For the copy, please give all of the data again exactly and leave the pictures out.

--- BEGIN ---

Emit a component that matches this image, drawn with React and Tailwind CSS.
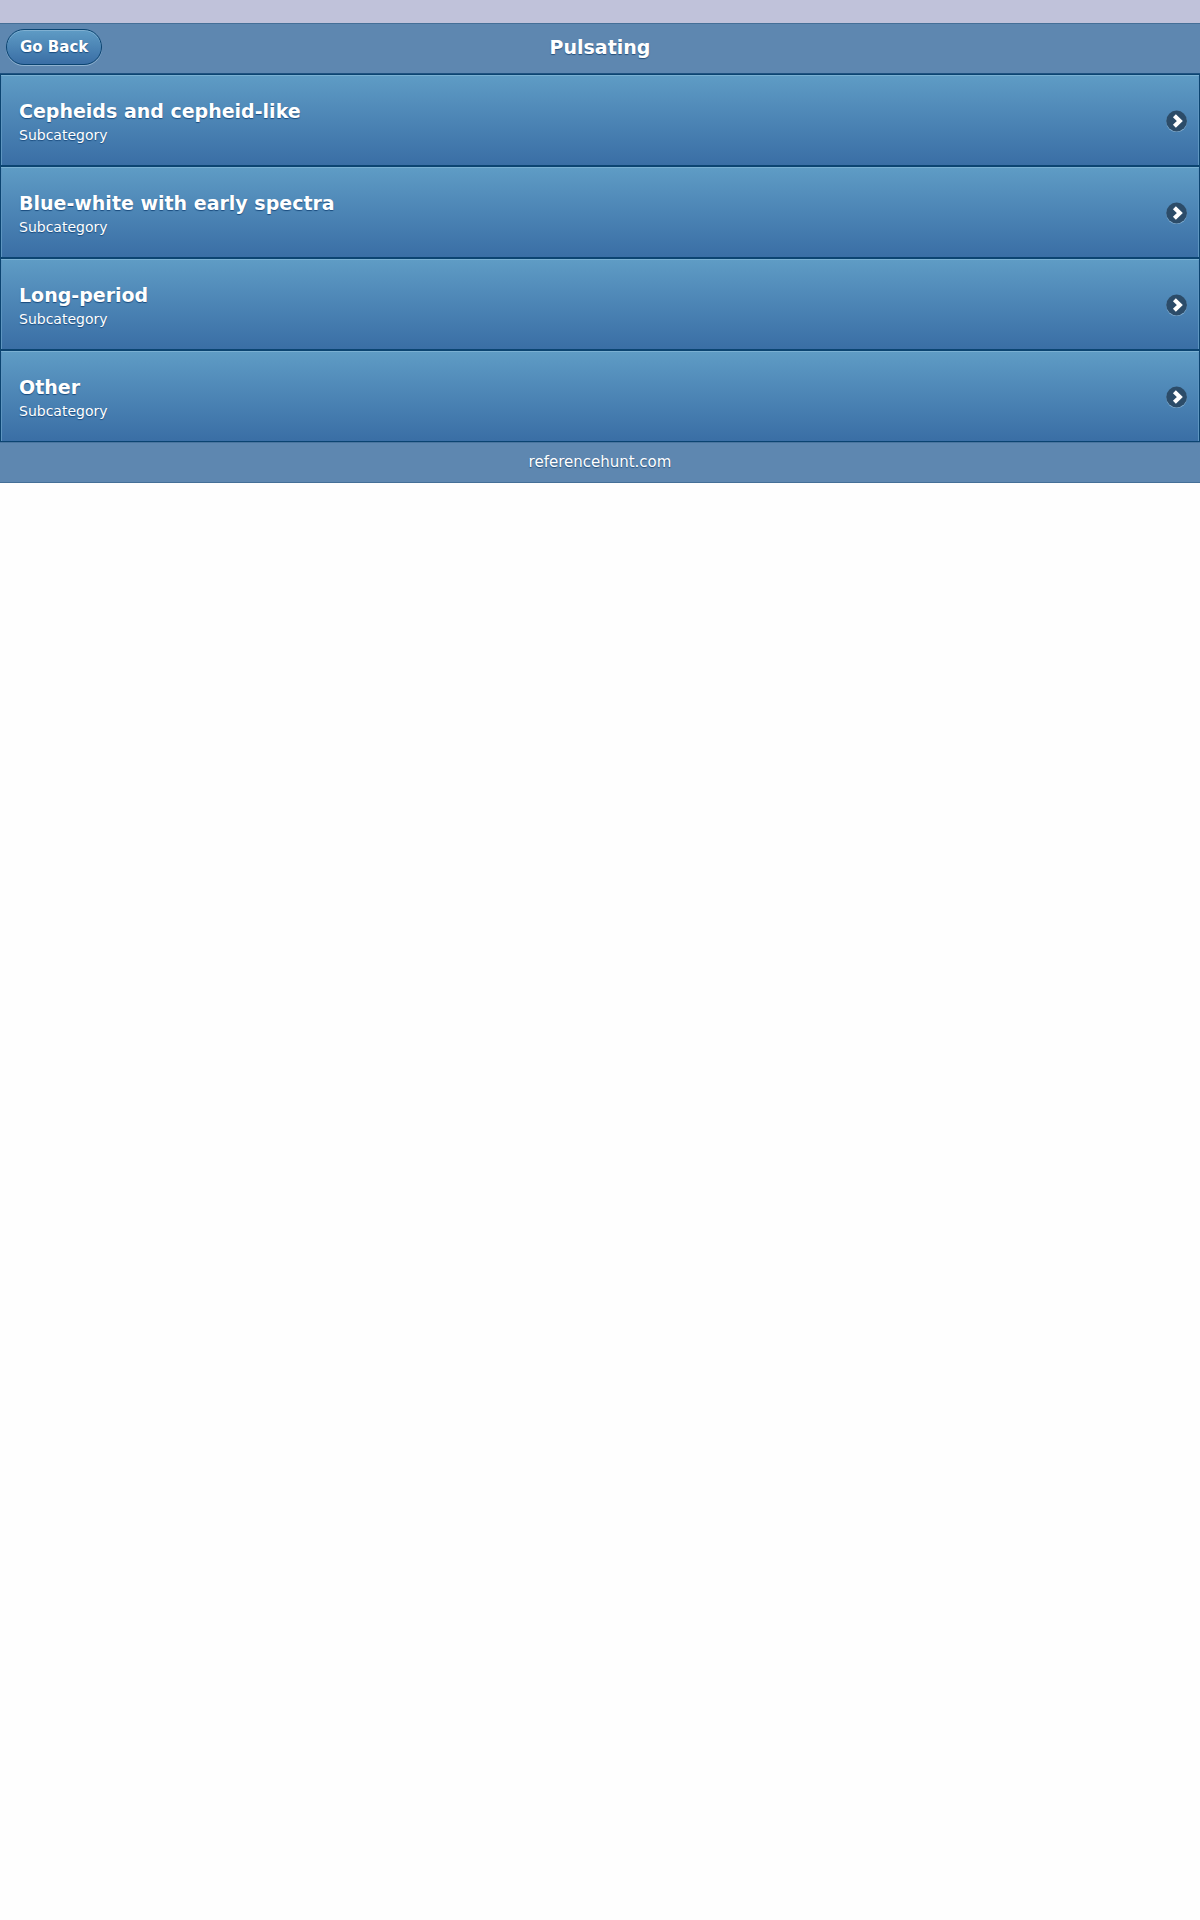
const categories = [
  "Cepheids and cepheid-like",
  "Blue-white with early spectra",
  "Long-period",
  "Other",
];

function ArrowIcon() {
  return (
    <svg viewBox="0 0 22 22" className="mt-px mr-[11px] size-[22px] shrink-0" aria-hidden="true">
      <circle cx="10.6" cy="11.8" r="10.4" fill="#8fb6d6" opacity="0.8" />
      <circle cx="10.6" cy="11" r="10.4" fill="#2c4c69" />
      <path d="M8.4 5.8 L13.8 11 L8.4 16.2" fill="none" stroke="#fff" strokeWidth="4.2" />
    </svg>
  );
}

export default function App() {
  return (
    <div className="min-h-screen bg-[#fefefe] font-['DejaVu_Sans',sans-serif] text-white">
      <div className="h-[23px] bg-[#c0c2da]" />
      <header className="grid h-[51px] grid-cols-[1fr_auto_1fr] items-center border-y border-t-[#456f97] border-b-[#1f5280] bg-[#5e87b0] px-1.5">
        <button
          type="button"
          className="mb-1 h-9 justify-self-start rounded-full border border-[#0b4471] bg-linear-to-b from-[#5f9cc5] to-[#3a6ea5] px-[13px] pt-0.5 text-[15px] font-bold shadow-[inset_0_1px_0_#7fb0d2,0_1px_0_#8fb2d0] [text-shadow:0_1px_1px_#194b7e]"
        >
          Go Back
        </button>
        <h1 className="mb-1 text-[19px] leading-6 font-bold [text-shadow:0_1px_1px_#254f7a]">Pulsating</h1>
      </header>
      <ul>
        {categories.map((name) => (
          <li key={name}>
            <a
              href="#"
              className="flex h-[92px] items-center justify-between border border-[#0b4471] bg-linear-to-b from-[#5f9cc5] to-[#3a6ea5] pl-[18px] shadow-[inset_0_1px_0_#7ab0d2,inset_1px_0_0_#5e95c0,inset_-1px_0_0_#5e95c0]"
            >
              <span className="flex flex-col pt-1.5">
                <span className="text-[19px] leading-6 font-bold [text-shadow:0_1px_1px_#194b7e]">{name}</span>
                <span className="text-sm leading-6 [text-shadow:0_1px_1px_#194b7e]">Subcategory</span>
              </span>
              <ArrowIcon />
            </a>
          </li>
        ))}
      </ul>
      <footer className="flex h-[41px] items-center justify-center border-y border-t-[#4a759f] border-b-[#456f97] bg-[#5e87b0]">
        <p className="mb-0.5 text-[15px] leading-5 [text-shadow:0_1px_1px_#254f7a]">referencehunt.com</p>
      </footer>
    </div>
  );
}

--- END ---

■ Result for this task
Emit a component that matches this image, drawn with React and Tailwind CSS.
const categories = [
  "Cepheids and cepheid-like",
  "Blue-white with early spectra",
  "Long-period",
  "Other",
];

function ArrowIcon() {
  return (
    <svg viewBox="0 0 22 22" className="mt-px mr-[11px] size-[22px] shrink-0" aria-hidden="true">
      <circle cx="10.6" cy="11.8" r="10.4" fill="#8fb6d6" opacity="0.8" />
      <circle cx="10.6" cy="11" r="10.4" fill="#2c4c69" />
      <path d="M8.4 5.8 L13.8 11 L8.4 16.2" fill="none" stroke="#fff" strokeWidth="4.2" />
    </svg>
  );
}

export default function App() {
  return (
    <div className="min-h-screen bg-[#fefefe] font-['DejaVu_Sans',sans-serif] text-white">
      <div className="h-[23px] bg-[#c0c2da]" />
      <header className="grid h-[51px] grid-cols-[1fr_auto_1fr] items-center border-y border-t-[#456f97] border-b-[#1f5280] bg-[#5e87b0] px-1.5">
        <button
          type="button"
          className="mb-1 h-9 justify-self-start rounded-full border border-[#0b4471] bg-linear-to-b from-[#5f9cc5] to-[#3a6ea5] px-[13px] pt-0.5 text-[15px] font-bold shadow-[inset_0_1px_0_#7fb0d2,0_1px_0_#8fb2d0] [text-shadow:0_1px_1px_#194b7e]"
        >
          Go Back
        </button>
        <h1 className="mb-1 text-[19px] leading-6 font-bold [text-shadow:0_1px_1px_#254f7a]">Pulsating</h1>
      </header>
      <ul>
        {categories.map((name) => (
          <li key={name}>
            <a
              href="#"
              className="flex h-[92px] items-center justify-between border border-[#0b4471] bg-linear-to-b from-[#5f9cc5] to-[#3a6ea5] pl-[18px] shadow-[inset_0_1px_0_#7ab0d2,inset_1px_0_0_#5e95c0,inset_-1px_0_0_#5e95c0]"
            >
              <span className="flex flex-col pt-1.5">
                <span className="text-[19px] leading-6 font-bold [text-shadow:0_1px_1px_#194b7e]">{name}</span>
                <span className="text-sm leading-6 [text-shadow:0_1px_1px_#194b7e]">Subcategory</span>
              </span>
              <ArrowIcon />
            </a>
          </li>
        ))}
      </ul>
      <footer className="flex h-[41px] items-center justify-center border-y border-t-[#4a759f] border-b-[#456f97] bg-[#5e87b0]">
        <p className="mb-0.5 text-[15px] leading-5 [text-shadow:0_1px_1px_#254f7a]">referencehunt.com</p>
      </footer>
    </div>
  );
}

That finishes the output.